In light of the new development paradigm, the panel will discuss ways of changing the current mind-set to challenge the status quo and to better exploit the potential of all stakeholders, including through the empowerment of women. It will also look at the potential of innovations and technologies to overcome the global challenges defined by the 2030 Agenda.
It will also address the question of how to mobilise various developmental drivers in order to achieve the 2030 Agenda goals – that is, to end hunger, reduce inequality and ensure environment-friendly development – and in so doing, leave no one behind.
Mediation in a New Multipolar World – Between Expectations and Reality
The world today is increasingly exposed not only to more threats, but also to new ones – conflicts are becoming more asymmetrical and interconnected, with a number of new actors involved; after decades, we are again facing the peril of the use of nuclear weapons; the number of terrorist attacks around the globe remains high; cyber space is becoming a new theatre of war; climate change is the most important threat multiplier. How should we effectively address all these complex contemporary challenges to international peace and security, which are not limited to state, ethnic or religious borders? The world may never have had so many tools for conflict prevention and early warning mechanisms; but are we also using them to the benefit of the people who are most affected (people on the ground), whose expectations are very often overlooked/ignored, or just for the advantage of main actors/players involved?
Digital Bridge: Transformation for Institutional Resilience
Digitalisation is a modern imperative. Institutions find themselves in a fast-paced and evolving environment in which rapid changes in communications media and power dynamics have significant effect on the role and voice of governments, business, media, and civil society organisations. In order to remain resilient and pliant while further serving the best interests of society, institutions must embrace on the digital future and transform and transcend traditional ways of operating.

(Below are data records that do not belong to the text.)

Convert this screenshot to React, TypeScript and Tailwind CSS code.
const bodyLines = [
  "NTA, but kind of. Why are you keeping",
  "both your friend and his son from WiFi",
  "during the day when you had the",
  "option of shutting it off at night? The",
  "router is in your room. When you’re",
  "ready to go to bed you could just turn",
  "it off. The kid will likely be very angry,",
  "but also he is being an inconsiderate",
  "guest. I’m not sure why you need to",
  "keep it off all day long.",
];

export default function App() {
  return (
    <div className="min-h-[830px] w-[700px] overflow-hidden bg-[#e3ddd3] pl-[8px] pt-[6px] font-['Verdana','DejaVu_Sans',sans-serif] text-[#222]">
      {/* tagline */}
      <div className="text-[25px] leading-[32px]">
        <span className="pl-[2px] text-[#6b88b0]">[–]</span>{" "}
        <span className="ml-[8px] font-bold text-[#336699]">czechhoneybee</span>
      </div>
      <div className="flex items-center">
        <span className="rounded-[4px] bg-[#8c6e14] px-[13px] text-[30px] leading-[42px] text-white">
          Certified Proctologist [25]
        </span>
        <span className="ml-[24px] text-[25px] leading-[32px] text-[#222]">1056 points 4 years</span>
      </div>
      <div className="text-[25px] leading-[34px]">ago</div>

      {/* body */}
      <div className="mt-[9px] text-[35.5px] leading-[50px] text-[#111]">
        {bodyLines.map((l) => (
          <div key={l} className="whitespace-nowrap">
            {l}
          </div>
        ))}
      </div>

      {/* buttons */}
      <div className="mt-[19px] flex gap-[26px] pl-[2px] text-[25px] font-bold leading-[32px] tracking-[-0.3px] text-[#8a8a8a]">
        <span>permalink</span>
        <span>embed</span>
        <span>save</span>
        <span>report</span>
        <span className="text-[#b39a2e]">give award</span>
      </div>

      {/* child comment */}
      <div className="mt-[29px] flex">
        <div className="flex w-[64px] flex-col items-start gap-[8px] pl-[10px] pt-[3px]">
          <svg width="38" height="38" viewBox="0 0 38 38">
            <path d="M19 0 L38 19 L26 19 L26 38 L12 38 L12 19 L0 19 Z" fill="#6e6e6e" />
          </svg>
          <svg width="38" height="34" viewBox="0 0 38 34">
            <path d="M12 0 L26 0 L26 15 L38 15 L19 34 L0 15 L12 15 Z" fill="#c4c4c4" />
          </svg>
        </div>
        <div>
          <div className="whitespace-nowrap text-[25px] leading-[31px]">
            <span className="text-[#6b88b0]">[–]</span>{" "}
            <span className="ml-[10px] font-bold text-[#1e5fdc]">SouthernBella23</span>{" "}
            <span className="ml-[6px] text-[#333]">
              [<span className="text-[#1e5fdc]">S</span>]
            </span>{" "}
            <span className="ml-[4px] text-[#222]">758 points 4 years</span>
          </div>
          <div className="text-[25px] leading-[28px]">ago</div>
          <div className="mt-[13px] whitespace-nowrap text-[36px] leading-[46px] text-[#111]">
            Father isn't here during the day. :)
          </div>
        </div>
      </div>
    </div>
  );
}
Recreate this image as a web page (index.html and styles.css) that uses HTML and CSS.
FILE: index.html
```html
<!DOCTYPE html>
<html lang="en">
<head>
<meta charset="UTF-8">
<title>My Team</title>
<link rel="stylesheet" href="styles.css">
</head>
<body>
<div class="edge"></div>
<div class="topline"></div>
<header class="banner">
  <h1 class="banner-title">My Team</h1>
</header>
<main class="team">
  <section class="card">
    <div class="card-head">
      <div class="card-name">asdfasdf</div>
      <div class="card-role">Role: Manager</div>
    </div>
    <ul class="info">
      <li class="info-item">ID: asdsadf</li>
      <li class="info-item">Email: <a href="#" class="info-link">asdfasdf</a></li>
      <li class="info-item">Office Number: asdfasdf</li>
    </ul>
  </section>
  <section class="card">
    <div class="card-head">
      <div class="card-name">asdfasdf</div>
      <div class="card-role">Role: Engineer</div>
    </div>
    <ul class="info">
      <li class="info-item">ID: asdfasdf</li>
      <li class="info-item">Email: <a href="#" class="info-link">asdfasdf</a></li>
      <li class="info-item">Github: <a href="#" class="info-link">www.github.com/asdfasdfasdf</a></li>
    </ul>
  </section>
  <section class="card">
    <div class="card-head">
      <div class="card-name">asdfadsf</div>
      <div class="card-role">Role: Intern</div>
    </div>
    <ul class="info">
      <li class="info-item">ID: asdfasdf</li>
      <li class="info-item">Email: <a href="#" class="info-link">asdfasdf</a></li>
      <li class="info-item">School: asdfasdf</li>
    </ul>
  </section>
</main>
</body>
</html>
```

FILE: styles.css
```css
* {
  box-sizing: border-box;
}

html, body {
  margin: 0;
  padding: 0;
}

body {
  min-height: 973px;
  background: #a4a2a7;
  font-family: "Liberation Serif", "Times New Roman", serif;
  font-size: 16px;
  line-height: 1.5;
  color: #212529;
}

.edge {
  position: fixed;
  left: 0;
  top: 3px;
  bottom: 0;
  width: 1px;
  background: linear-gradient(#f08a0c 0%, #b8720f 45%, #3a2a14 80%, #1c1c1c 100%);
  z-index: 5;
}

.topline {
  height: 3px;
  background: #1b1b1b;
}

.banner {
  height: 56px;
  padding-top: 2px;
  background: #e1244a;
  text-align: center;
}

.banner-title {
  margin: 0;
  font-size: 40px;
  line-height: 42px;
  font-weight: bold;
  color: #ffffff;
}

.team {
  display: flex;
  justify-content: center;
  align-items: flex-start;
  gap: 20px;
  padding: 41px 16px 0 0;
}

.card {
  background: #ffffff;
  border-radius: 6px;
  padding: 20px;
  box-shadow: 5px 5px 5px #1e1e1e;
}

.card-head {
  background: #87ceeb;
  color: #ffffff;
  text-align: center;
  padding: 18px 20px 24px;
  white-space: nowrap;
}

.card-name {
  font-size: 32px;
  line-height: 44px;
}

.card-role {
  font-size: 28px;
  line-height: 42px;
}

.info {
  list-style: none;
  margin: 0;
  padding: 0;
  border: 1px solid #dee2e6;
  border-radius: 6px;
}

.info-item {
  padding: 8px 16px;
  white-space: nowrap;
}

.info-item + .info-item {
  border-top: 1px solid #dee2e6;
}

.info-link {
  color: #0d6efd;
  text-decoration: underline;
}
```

They must form the bridge.
Global digitalisation was envisioned as a means of bringing us closer together, but discussions now focus on how it pushes us apart. Is digitalisation responsible for deepening social cleavages, or is it simply exposing us to rifts that existed already? The filter bubble phenomena, often cited as a result of digital communication platforms, existed long before the digital communication revolution, but has the volume and social element of modern media exacerbated this problem? How has empowering individuals to be their own editors and arbiters of truth hindered the ability of everyone to validate the accuracy of the information to which they are exposed?
Western Balkans: Lost Years or New Hope?
The EU enlargement process has always been a political process. Despite the technical benchmarks, monitoring missions, evaluations and progress reports, it took only one sentence from the President of the European Commission five years ago to raise doubt and fear about belief in the enlargement policy and the Western Balkans. After several years of uncertainty, it again took only one sentence from the same President to revive hope and enthusiasm in the region, which in the past was much more concerned about having a positive external appearance than internal reforms. This hope was translated into concrete language with a new strategy on enlargement; new tasks have been divided among the countries of the region, and uncertainty has been replaced by actual dates for enlargement.
But why will things be different this time? How will the lost years of slow progress be replaced by the swift and successful transformation of a society ready to embrace the norms, standards and values of the EU? Are the political elites ready to embark on this road, which in the end might cost them their privileges and functions? Is civil society ready to act as a watchdog and catalyst for changes?